--- START ---

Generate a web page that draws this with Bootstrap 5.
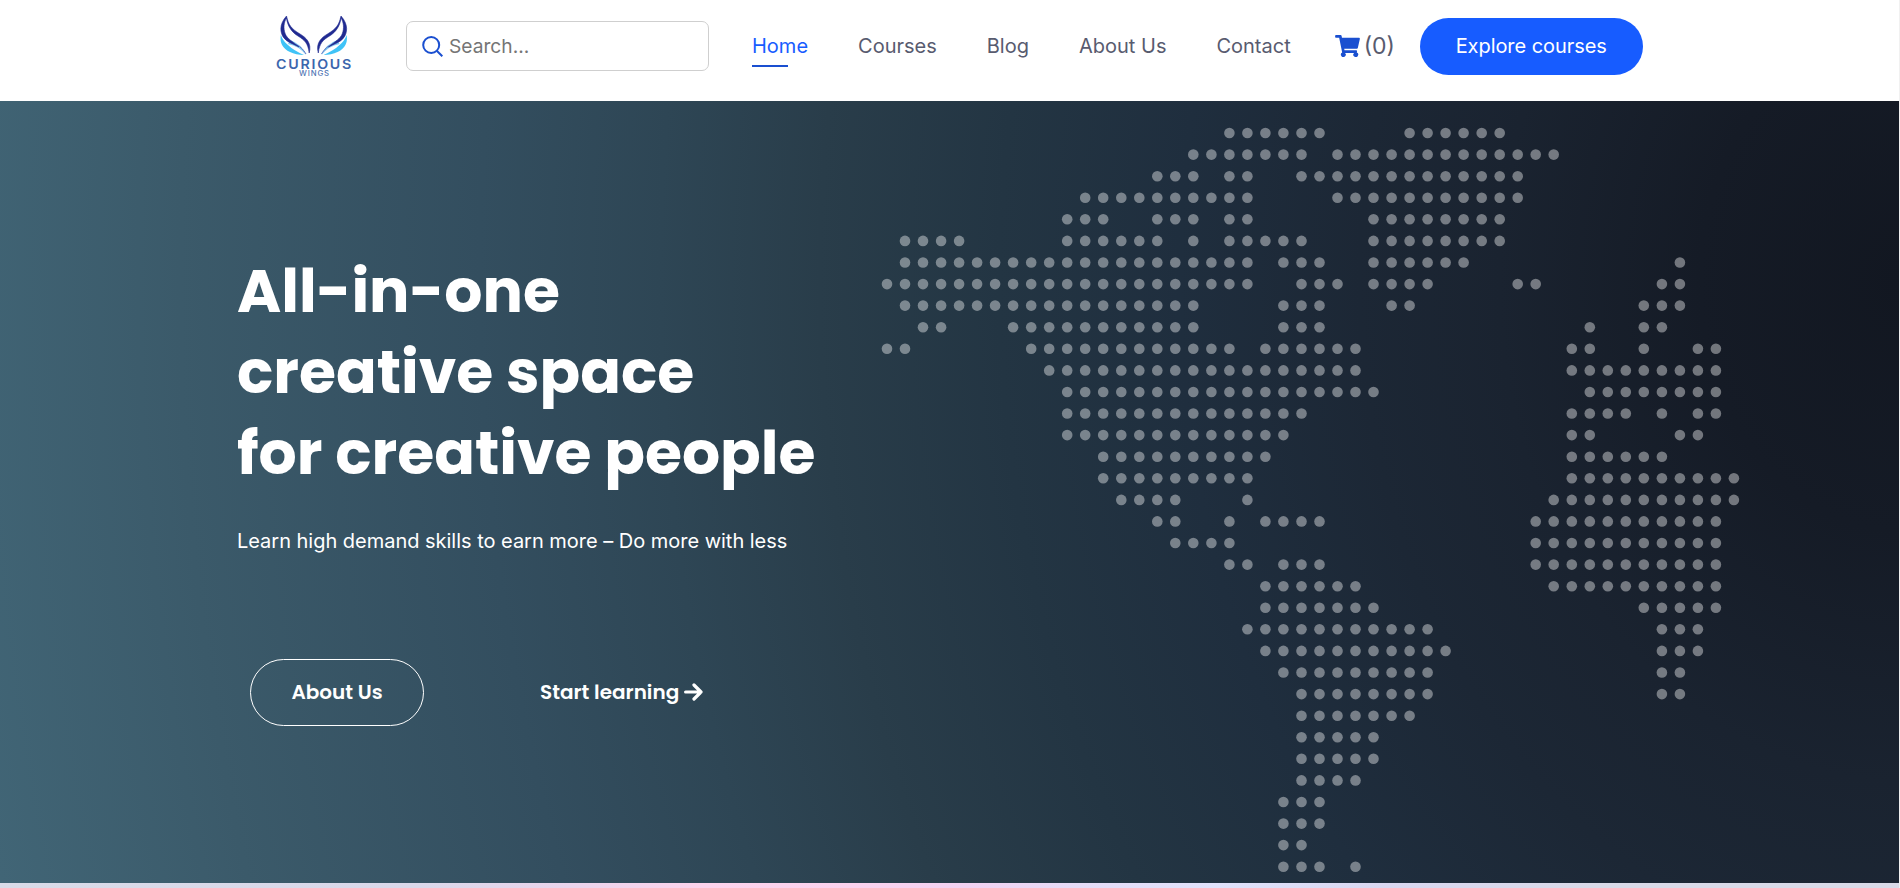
<!DOCTYPE html>
<html lang="en">
<head>
<meta charset="utf-8">
<meta name="viewport" content="width=device-width, initial-scale=1">
<title>Curious Wings</title>
<link href="https://cdn.jsdelivr.net/npm/bootstrap@5.3.0/dist/css/bootstrap.min.css" rel="stylesheet">
<style>
body{font-family:Inter,sans-serif;font-size:20px;color:#585b6f;background:#fff;height:888px;overflow:hidden;border-right:1px solid #f1f1f1}
.site-header{height:101px;padding-left:275px}
.brand{width:79px;height:66px;margin-top:13px}
.search-box{width:303px;height:50px;margin:21px 0 0 52px;border:1px solid #cfcfcf;border-radius:7px;padding-left:15px}
.search-box input{width:240px;outline:0;font-size:19.2px;margin-left:6px;color:#757575}
.search-box input::placeholder{color:#757575;opacity:1}
.main-nav{margin:21px 0 0 43px;height:50px;gap:50px}
.main-nav .nav-link{padding:0;color:#585b6f;line-height:50px;white-space:nowrap}
.main-nav .nav-link.active{color:#175cff;box-shadow:none;background:linear-gradient(#1a4fd0,#1a4fd0) 0 44px/36px 2px no-repeat}
.cart{margin:21px 0 0 44px;height:50px;gap:4px;font-size:23px;width:85px}
.btn-explore{background:#175cff;color:#fff;width:223px;height:57px;border-radius:29px;margin-top:18px;font-size:20px;letter-spacing:-.06px;padding:0 0 2px}
.hero{height:782px;background:radial-gradient(ellipse 2000px 2500px at 1900px 180px,#121721 0%,#151b26 10%,#1a2330 20%,#1c2735 27%,#1f2e3e 36%,#233543 45%,#293d4a 54%,#2e4655 62%,#334e5f 71%,#3b5a6a 86%,#426778 100%)}
.hero-copy{width:877px;padding:150px 0 0 237px}
h1{font-family:Poppins,Inter,sans-serif;font-weight:700;font-size:60px;line-height:81px;color:#fff;margin:0;white-space:nowrap}
.hero-copy p{font-size:20px;line-height:30px;margin:32px 0 0;color:#fff;white-space:nowrap;letter-spacing:-.02px}
.actions{margin:103px 0 0 13px;gap:116px;font-family:Poppins,Inter,sans-serif}
.actions .btn{font-weight:600;font-size:20px;color:#fff;padding:0 0 2px;white-space:nowrap}
.actions .btn-about{width:174px;height:67px;border:1px solid #fff;border-radius:34px}
.arrow{margin-left:5px}
.map{width:880px;height:782px}
.strip{height:5px;background:linear-gradient(90deg,#d9dbe8 0,#dad8ea 22%,#ead4ec 30%,#fdd3ec 37%,#fbd2ee 45%,#f2d2f2 51%,#e5dcf7 57%,#e0e2fb 64%,#d9d7f0 73%,#d9dae8 84%)}
</style>
</head>
<body>
<header class="site-header d-flex align-items-start">
  <a href="#" class="brand" aria-label="Curious Wings">
  <svg class="d-block" width="79" height="66" viewBox="0 0 79 66">
    <defs><g id="wing">
      <path d="M5.800 22Q4 34 15 39Q21 42 29 42Q18 37 13 32Q8 28 5.800 22Z" fill="#3fc3f7"/>
      <path d="M13 31Q24 33 31 42Q27 31 15 27Z" fill="#5bb6ea" opacity=".75"/>
      <path d="M19 31C25 33 28 36 31 41" fill="none" stroke="#4c67bd" stroke-width=".9"/>
      <path d="M11.500 3C3.500 12 5.500 20 8.500 24.500C12 29.500 19 31 24 34C17 28 12.500 26 10.300 21C8 15 9 9 11.500 5C12.500 13 16.500 19 23 23C29.500 27 33 30 34.200 40C37 30 31 24.500 25 21C16 15.500 13.500 12 11.500 3Z" fill="#202a91" stroke="#202a91" stroke-width=".6"/>
    </g></defs>
    <use href="#wing"/><use href="#wing" transform="translate(77.5 0) scale(-1 1)"/>
    <text x="1" y="55.500" textLength="77" lengthAdjust="spacingAndGlyphs" letter-spacing="1.6" font-family="Inter" font-size="13" font-weight="600" fill="#3c66ad">CURIOUS</text>
    <text x="24" y="62.800" textLength="31" lengthAdjust="spacingAndGlyphs" letter-spacing=".8" font-family="Inter" font-size="7.2" font-weight="500" fill="#5276b5">WINGS</text>
  </svg></a>
  <form class="search-box d-flex align-items-center">
    <svg width="21" height="21" viewBox="0 0 21 21" fill="none" stroke="#1a4fd0" stroke-width="2"><circle cx="9.2" cy="9" r="8"/><path d="m15 15 5.3 5.3"/></svg>
    <input class="border-0 bg-transparent p-0" placeholder="Search..." aria-label="Search">
  </form>
  <nav class="main-nav nav flex-nowrap">
    <a class="nav-link active" href="#">Home</a><a class="nav-link" href="#">Courses</a><a class="nav-link" href="#">Blog</a><a class="nav-link" href="#">About Us</a><a class="nav-link" href="#">Contact</a>
  </nav>
  <div class="cart d-flex align-items-center flex-shrink-0">
    <svg width="25" height="22" viewBox="0 0 576 512" fill="#1a4fd0"><path d="M528 301 575 93c4-15-8-29-23-29H159l-9-45C148 8 138 0 126 0H24C11 0 0 11 0 24v16c0 13 11 24 24 24h70l70 343a56 56 0 1 0 67 9h210a56 56 0 1 0 64-10l5-25c4-15-8-29-23-29H218l-6-32h293c11 0 20-8 23-19z"/></svg>
    <span>(0)</span>
  </div>
  <button class="btn btn-explore flex-shrink-0">Explore courses</button>
</header>
<main class="hero d-flex">
  <section class="hero-copy flex-shrink-0">
    <h1>All-in-one<br>creative space<br>for creative people</h1>
    <p>Learn high demand skills to earn more – Do more with less</p>
    <div class="actions d-flex align-items-center">
      <a href="#" class="btn btn-about d-flex align-items-center justify-content-center">About Us</a>
      <a href="#" class="btn d-flex align-items-center border-0">Start learning
        <svg class="arrow" width="19" height="18" viewBox="0 0 19 18" fill="none" stroke="#fff" stroke-width="3.2" stroke-linecap="round" stroke-linejoin="round"><path d="M1.6 9H17M10 2l7 7-7 7"/></svg></a>
    </div>
  </section>
  <svg class="map flex-shrink-0" id="map" viewBox="877 101 880 782" aria-hidden="true"></svg>
</main>
<div class="strip"></div>
<script src="https://cdn.jsdelivr.net/npm/bootstrap@5.3.0/dist/js/bootstrap.bundle.min.js"></script>
<script>
// Each row lists the ranges of columns that carry a dot.
const rows = ["19-24 29-34","17-23 25-37","15-17 19-20 23-35","11-20 25-35","10-12 15-17 19-20 27-34","1-4 10-15 17 19-23 27-34","1-20 22-24 27-32 44","0-20 23-25 27-30 35-36 43-44","1-17 22-24 28-29 42-44","2-3 7-17 22-24 39 42-43","0-1 8-19 21-26 38-39 42 45-46","9-26 38-46","10-27 39-46","10-23 38-41 43 45-46","10-22 38-39 44-45","12-21 38-43","12-20 38-47","13-16 20 37-47","15-16 19 21-24 36-46","16-19 36-46","19-20 22-24 36-46","21-26 37-46","21-27 42-46","20-30 43-45","21-31 43-45","22-30 43-44","23-30 43-44","23-29","23-27","23-27","23-26","22-24","22-24","22-23","22-24 26"];
let dots = "";
rows.forEach((row, r) => row.split(" ").forEach(s => {
  const [a, b = a] = s.split("-").map(Number);
  for (let c = a; c <= b; c++) dots += `<circle cx="${(887 + 18.02 * c).toFixed(1)}" cy="${(133 + 21.58 * r).toFixed(1)}" r="5.3"/>`;
}));
document.getElementById("map").innerHTML = `<g fill="#fff" fill-opacity=".4">${dots}</g>`;
</script>
</body>
</html>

--- END ---

• WHAT TO WORK ON: Scan the material above. Extract every line in which the word "with" occurs.

• ANSWER FOR THE TASK:
Generate a web page that draws this with Bootstrap 5.
    <p>Learn high demand skills to earn more – Do more with less</p>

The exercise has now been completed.